Rabu, 01 April 2009

Perlukah Kampanye Terbuka?

Hari masih siang. Sang mentari sedang menunjukkan keperkasaan panas teriknya yang berada tepat diatas kepala. Panasnya terasa menembus hingga ke ubun-ubun. Tak seperti biasanya sesiang ini Dadi sudah siap-siap mau meninggalkan pangkalan ojeknya. Biasanya ia baru balik ke rumah pada saat menjelang maghrib. Tapi kali ini ia lebih awal menyelesaikan tugasnya mencari nafkah sebagai tukang ojek. Hanya saja sebelum beranjak pergi, ia berpenampilan agak berbeda dari hari-hari sebelumnya. Jaket hitam lusuhnya yang biasa dengan setia menemani tidak dikenakan. Malahan ia mengenakan kaos oblong bergambar salah satu partai peserta pemilu. Didahinya dililitkan ikat kepala dengan gambar yang serupa.

“Woi mau ngapain lo gini hari udah cabut, mau ikut kampanye emangnye?” tegur Adul rekannya sesama tukang ojek satu pangkalan.
“Iye, cari sampingan. Lumayan buat tambahan dapur. Mau ikut kagak?”
“Lha emang ada bayarannye?” timpal Si Otoy rekan lainnya yang tertarik ikut nimbrung..
“Ada tuh gocap. Daripada ngejogrok disini belum tentu dapet.”
“Wah boleh juga tuh. Emangnye ngumpul dimane?”
“Kumpulnye di rumah Pak Danny yang jadi caleg ‘ntu. Dari sono kita berangkat konvoi bareng-bareng ke lapangan di Larangan.”
“Wah kalo gitu kita ikut rame-rame aje.
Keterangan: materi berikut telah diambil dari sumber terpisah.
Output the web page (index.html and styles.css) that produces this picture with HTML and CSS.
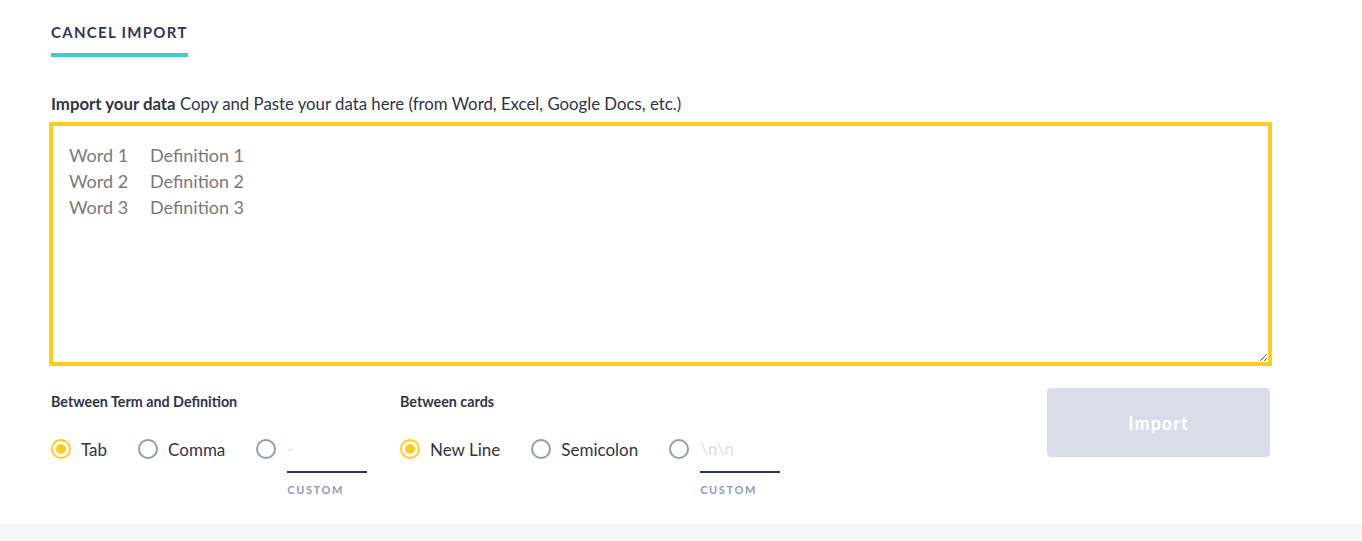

Kaos mana?” ajak Adul sambil diikuti anggukan rekan-rekan seluruh tukang ojek di pangkalan itu
“Ntar disono dapet. Yang penting kesono aja dulu.” jawab Dadi perlahan mulai mengendarai motornya. “Hari ini di Larangan. Besok ada juga dari partai lain di Karang Tengah, besoknya lagi di daerah Parung Serab. Pokoknya asal ikut kampanye aja, yang penting ada duitnye!”
“Akuuurrr...!” timpal seluruh anggota genk ojeknya secara serempak.

Bagi sebagian orang-orang seperti Dadi dan rekannya memang masa kampanye merupakan keuntungan tersendiri untuk mendapatkan rizki tambahan. Banyak partai yang memanfaatkannya untuk memeriahkan kampanye. Partai tidak peduli apakah massa yang ikut memang kader partai atau sekedar ikut-ikutan. Yang penting pada kampanye yang diselenggarakan terlihat ramai dan meriah. Para pengurus partai cuma mau mencari ‘image’ bahwa kampanye partainya selalu diikuti oleh banyak orang. Yang, dengan logika sederhananya, dengan begitu akan terlihat bahwa partai tersebut didukung oleh banyak orang. Dan ujung-ujungnya, dengan begitu berharap dapat mempengaruhi orang untuk memilih partai tersebut.

Disisi lain, Dadi dan rekannya tidak lagi melihat partai apa dan siapa yang sedang berkampanye selama itu mendapatkan bayaran maka ia akan ikut berkampanye. Pikir mereka dibandingkan menunggu sewa ojek yang belum tentu ada, lebih baik mereka ikut ‘kampanye bayaran’. Hanya merelakan waktu 2-3 jam mereka sudah pegang lima puluh ribu. Nilai yang lumayan tinggi bagi mereka bila dibandingkan sewa ojeg dalam satu hari. Pada saat hari pencoblosan... eh pencontrengan tiba, untuk memilih partai yang mereka ikuti kampanyenya... nanti dulu.

Kampanye sudah bukan lagi dijadikan sebagai wadah untuk memaparkan visi dan misi partai kepada rakyat. Kampanye tidak lagi dijadikan untuk melihat kualitas sang caleg yang sedang berorasi. Kini kampanye hanya dilihat sebagai sarana hiburan semata. Sekedar hura-hura. Coba saja lihat, kampanye akan terlihat ramai dan semarak ketika yang hadir penyanyi-penyanyi dangdut, terlebih bila disertakan dengan goyangan yang seronok. Kampanye yang melibatkan jurkamnya dari kalangan selebritis dijamin pasti dipadati massa. Selepas itu, ketika sang caleg hendak memaparkan program-programnya diatas panggung, perhatikan... satu persatu massa mulai meninggalkan lokasi. Massa merasa menganggap tidak penting untuk mendengarkan apa yang disampaikan sang caleg.

Kalau sudah seperti ini, masih perlukah sebuah kampanye terbuka...?? Bagaimanakah dengan kualitas caleg-caleg tersebut...?? Silahkan renungi.